Well despite my slight New Years success I can't seem to meet any girl that is the least bit interested in me. It's rather frustrating as I haven't had a proper relationship since high school and I am 25 now. I'm on a few dating sights sending messages with no luck so far.
Anyone ever get a creeping feeling that you are somehow the ugliest guy on earth, even though you see uglier guys with girlfriends? Frustrating as hell. I'll keep dredging on, but it's an odd feeling thinking high school was your prime, even though you're only mid twenties.
You gotta remember, unless you're really ugly or a really horrible person, chances are, it ain't your fault. You just have shitty luck and just not in the right place at the right time.
I'm kind of in a drought at the moment. I went on a date Monday night. I wasn't really feelin' it, but the girl I went out with totally digs me and had a great time. She just ain't my type at all. Plus, she smokes. We made out for a bit, but the taste of smoke in her mouth started to make me sick. I can't stand that shit.
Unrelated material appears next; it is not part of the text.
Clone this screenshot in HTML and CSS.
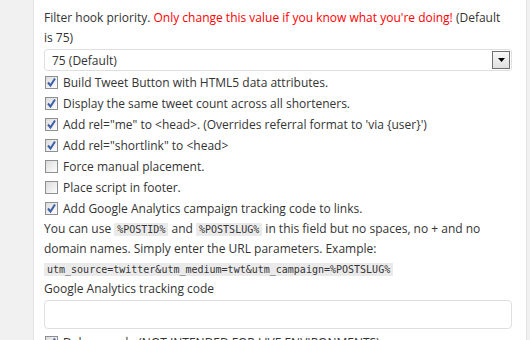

It's foul and utterly disgusting habit.
Anyway, as much as I love being employed and moving towards my goals, I have this ever growing feeling that I will never again have the time or the opportunity to encounter a girl I can see having some kind of future with. Sure, as they all say, that sort of thing is unpredictable and comes into your life when you least expect it. I sure as hell didn't expect to meet my last GF or expect to actually end up being in a relationship. So, yeah, I guess things will end up starting out the same way.
It just depressing coming home from work, spending my free-time alone. I'm too tired to do any artwork or play video games most nights. Lately, I just browse the internet or read a book, before going to bed. I want more that. I have friends, who I see some nights during the week and usually on weekends, but that isn't as fulfilling as I'd like that to be. I miss having a companion and someone special to talk to and spend time with. Now that I have substantial means of taking care of myself and paying for shit, I miss that even more.
I'm just afraid that everything else will work out, but that one aspect of my life will continue to drift and be perpetually empty. When will I meet a girl who's really cool, smart, down to Earth and is actually interested in the kind of relationship I want? Most girls who I meet who fit that criteria are either already taken, or too busy with their own lives to even consider a relationship. So what do I do? Quickies and one nighters aren't fun or interesting for me. I desire a bit more substance and something more meaningful. I'd like that sooner, than later of course. It's been getting me down lately, and has even started distracting me at my job. I can't get these thoughts out of me head. No matter what I do to pre-occupy my mind, they keep coming back.
I'm never happy wherever I am. When I'm at work, I want to be at home, but when I'm at home, I want to be at work. When I'm alone, I want to be out with others, but out with others, sometimes, I see myself just being better off alone. Although I don't want to come off as someone who needs a female to validate his existence, I've noticed I'm much more at ease, happier and overall, much more stable with a lady to call my own. I'm a completely different person. I notice that I have more energy and more motivation. My life feels complete and I get this feeling that everything is going to be okay. Basically, I hate being single. That's just how I am and that's never going to change. I've been single since September and it's been taking a toll on me with each and every passing day. Solitude is something I love and fear. Being alone gives me time to reflect and think. It allows me to go about my business uninterrupted. However, I'm a human being. I'm a social animal. At some point, I need to get out of my own little world and interact with others. It's funny how when I don't want to deal with people, others seem to want me, but when I need them, no one is around. I'm content with who I am and what I do, but I want more than just contentment. I want true happiness and peace of mind. That's something I can't achieve alone and something that I cannot do at my current state. The voids I need filled can only be filled by another. And no, it ain't just sex, as much fun as that is. I miss the emotion, the romance and the passion that relationship gives you. It's a wonderful feeling, especially if you're in love. Love is indescribable. It's something you have to experience yourself. It's a level of devotion, trust, respect and attraction that is beyond written or verbal explanation. I've been in love before. It's an amazing feeling, and I want it again. Not ever having been in love is much easier on the soul than once having it and then losing it. Trust me.
I was going to say more, but I realized I'm just rambling at this point. I guess I'll stop for now.